Sperry Rail

For 85 years, Sperry has been the world leader in Rail Health® solutions, helping railroads achieve continuous safety and performance improvements. Their integrated full-coverage solutions are designed to detect more defects in less time, so customers can resume operations quickly. Inspired by the passion of their founder, Dr. Elmer Sperry, the inventor of the first non-destructive method for testing rail, Sperry is committed to delivering fit-for-purpose Rail Health® solutions that make railway travel safer and more reliable for everyone.

The Brief

A combined Well-Architected and engineering review was carried out with the primary aim of mapping out the Sperry estate and confirming that it adheres to best practices.

Given that the Sperry engineers wanted to be removed from monitoring, fixing, and getting distracted by the day-to-day activities of operating a large-scale machine learning workload, Steamhaus identified the implementation of CI/CD pipelines and defined the infrastructure as code as actions to benefit Sperry in the long term.

In conjunction with this, we also identified a rebuild of the infrastructure to incorporate these recommendations as well as make use of new technologies such as Serverless and Fargate for stability of the platform and cost optimisation.

The Solution

We rebuilt the Elmer platform using a combination of services, including Lambda and ECS Fargate. AWS Step Functions had been used in the original design, however, was extended on the new platform to coordinate these services into a robust serverless workflow. 

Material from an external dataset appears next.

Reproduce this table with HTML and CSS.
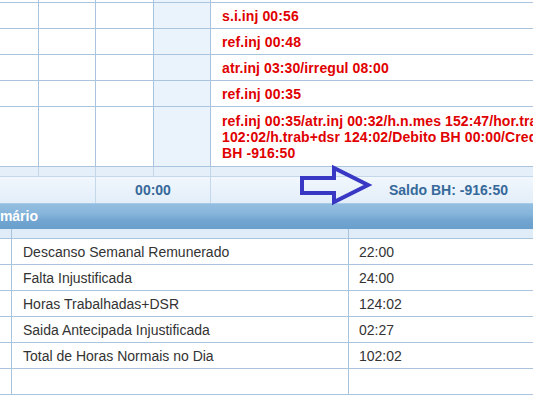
FILE: index.html
```html
<!DOCTYPE html>
<html lang="pt">
<head>
<meta charset="utf-8">
<title>Espelho de ponto</title>
<link rel="stylesheet" href="styles.css">
</head>
<body>
<div class="page">
  <div class="days">
    <div class="row row-stub">
      <div class="cell c0"></div><div class="cell c1"></div><div class="cell c2"></div><div class="cell c3"></div><div class="cell c4"></div>
    </div>
    <div class="row">
      <div class="cell c0"></div><div class="cell c1"></div><div class="cell c2"></div><div class="cell c3"></div><div class="cell c4 obs">s.i.inj 00:56</div>
    </div>
    <div class="row">
      <div class="cell c0"></div><div class="cell c1"></div><div class="cell c2"></div><div class="cell c3"></div><div class="cell c4 obs">ref.inj 00:48</div>
    </div>
    <div class="row">
      <div class="cell c0"></div><div class="cell c1"></div><div class="cell c2"></div><div class="cell c3"></div><div class="cell c4 obs">atr.inj 03:30/irregul 08:00</div>
    </div>
    <div class="row">
      <div class="cell c0"></div><div class="cell c1"></div><div class="cell c2"></div><div class="cell c3"></div><div class="cell c4 obs">ref.inj 00:35</div>
    </div>
    <div class="row row-tall">
      <div class="cell c0"></div><div class="cell c1"></div><div class="cell c2"></div><div class="cell c3"></div><div class="cell c4 obs">ref.inj 00:35/atr.inj 00:32/h.n.mes 152:47/hor.trab<br>102:02/h.trab+dsr 124:02/Debito BH 00:00/Credito<br>BH -916:50</div>
    </div>
    <div class="row row-strip">
      <div class="cell c0"></div><div class="cell c1"></div><div class="cell c2"></div><div class="cell c3"></div><div class="cell c4"></div>
    </div>
    <div class="row row-total">
      <div class="cell t0"></div>
      <div class="cell t1">00:00</div>
      <div class="cell t2">
        <svg class="arrow" width="76" height="43" viewBox="0 0 76 43" aria-hidden="true">
          <polygon points="4,15 36,15 36,5 70,22 36,39 36,30 4,30" fill="none" stroke="#3838c4" stroke-width="4" stroke-linejoin="miter"/>
        </svg>
        <span class="saldo">Saldo BH: -916:50</span>
      </div>
    </div>
  </div>

  <div class="panel">
    <div class="panel-head">Sumário</div>
    <div class="row sub-head">
      <div class="cell s0"></div><div class="cell s1"></div><div class="cell s2"></div>
    </div>
    <div class="row">
      <div class="cell s0"></div><div class="cell s1">Descanso Semanal Remunerado</div><div class="cell s2">22:00</div>
    </div>
    <div class="row">
      <div class="cell s0"></div><div class="cell s1">Falta Injustificada</div><div class="cell s2">24:00</div>
    </div>
    <div class="row">
      <div class="cell s0"></div><div class="cell s1">Horas Trabalhadas+DSR</div><div class="cell s2">124:02</div>
    </div>
    <div class="row">
      <div class="cell s0"></div><div class="cell s1">Saida Antecipada Injustificada</div><div class="cell s2">02:27</div>
    </div>
    <div class="row">
      <div class="cell s0"></div><div class="cell s1">Total de Horas Normais no Dia</div><div class="cell s2">102:02</div>
    </div>
    <div class="row">
      <div class="cell s0"></div><div class="cell s1"></div><div class="cell s2"></div>
    </div>
  </div>
</div>
</body>
</html>
```

FILE: styles.css
```css
html, body {
  margin: 0;
  padding: 0;
  background: #ffffff;
  overflow: hidden;
}

body {
  font-family: "Liberation Sans", Arial, sans-serif;
  font-size: 14px;
  color: #333333;
}

.page {
  width: 900px;
}

.row {
  display: flex;
  height: 26px;
  box-sizing: border-box;
  border-bottom: 1px solid #a9c4dc;
}

.cell {
  box-sizing: border-box;
  border-right: 1px solid #a9c4dc;
  display: flex;
  align-items: center;
  white-space: nowrap;
}

/* day table columns */
.c0 { width: 39px; }
.c1 { width: 57px; }
.c2 { width: 58px; }
.c3 { width: 57px; background: #eaf3fc; }
.c4 { flex: 1; padding-left: 11px; border-right: none; }

.obs {
  color: #e00000;
  font-weight: bold;
  line-height: 16px;
  letter-spacing: 0.1px;
}

.row-stub { height: 3px; }
.row-tall { height: 60px; }

.row-strip {
  height: 10px;
  background: #e5eff9;
  border-bottom-color: #c4d8ea;
}
.row-strip .cell { border-right-color: #c4d8ea; }
.row-strip .c3 { background: #e5eff9; }

.row-total {
  border-bottom: none;
  background: linear-gradient(#f1f7fd, #e3eef9);
  font-weight: bold;
  color: #36699a;
}
.row-total .cell { border-right-color: #c4d8ea; }

.t0 { width: 96px; }
.t1 { width: 115px; justify-content: center; }
.t2 { flex: 1; border-right: none; position: relative; padding-left: 178px; }

.arrow {
  position: absolute;
  left: 87px;
  top: -14px;
}

/* summary panel */
.panel-head {
  height: 26px;
  background: linear-gradient(#93bee0 0%, #86b5db 40%, #73a6d1 62%, #6a9fcc 100%);
  border-top: 1px solid #a6cbe8;
  box-sizing: border-box;
  color: #ffffff;
  font-weight: bold;
  line-height: 25px;
  text-indent: -18px;
  overflow: hidden;
  white-space: nowrap;
}

.sub-head {
  height: 10px;
  background: #e0ecf8;
}

.s0 { width: 12px; }
.s1 { width: 337px; padding-left: 11px; }
.s2 { flex: 1; padding-left: 10px; border-right: none; }
```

The Step Functions state machines are triggered via S3 event notifications. We used a number of state types, including map states, which allow us to run a number of Fargate tasks in parallel, each with different inputs.

AWS CodePipeline and CodeBuild are used for CI/CD. The pipelines are managed in a central AWS account and deployments are carried out in a cross-account manner.

You can see Sperry’s infrastructure diagram below:

The Results

The main benefit of the new design is that the platform is now entirely serverless. As well as reduced operational overheads, the platform is also more cost-effective; when there are no files to process, the platform is idle. The platform was built in line with well-architected principles, which included reviewing the workload and right-sizing services such as RDS, and Fargate to further optimise costs.

The platform is also more efficient; when the workflow is triggered via S3, capacity is available immediately. This has increased the throughput of the application, meaning that Sperry Rail can process more jobs concurrently than they could previously. Steamhaus closely monitors AWS service limits to ensure availability of the platform.

The platform, along with a managed service by Steamhaus, have reduced the time Sperry engineers were spending on systems management and deployment by 15%, freeing them to focus on adding new features.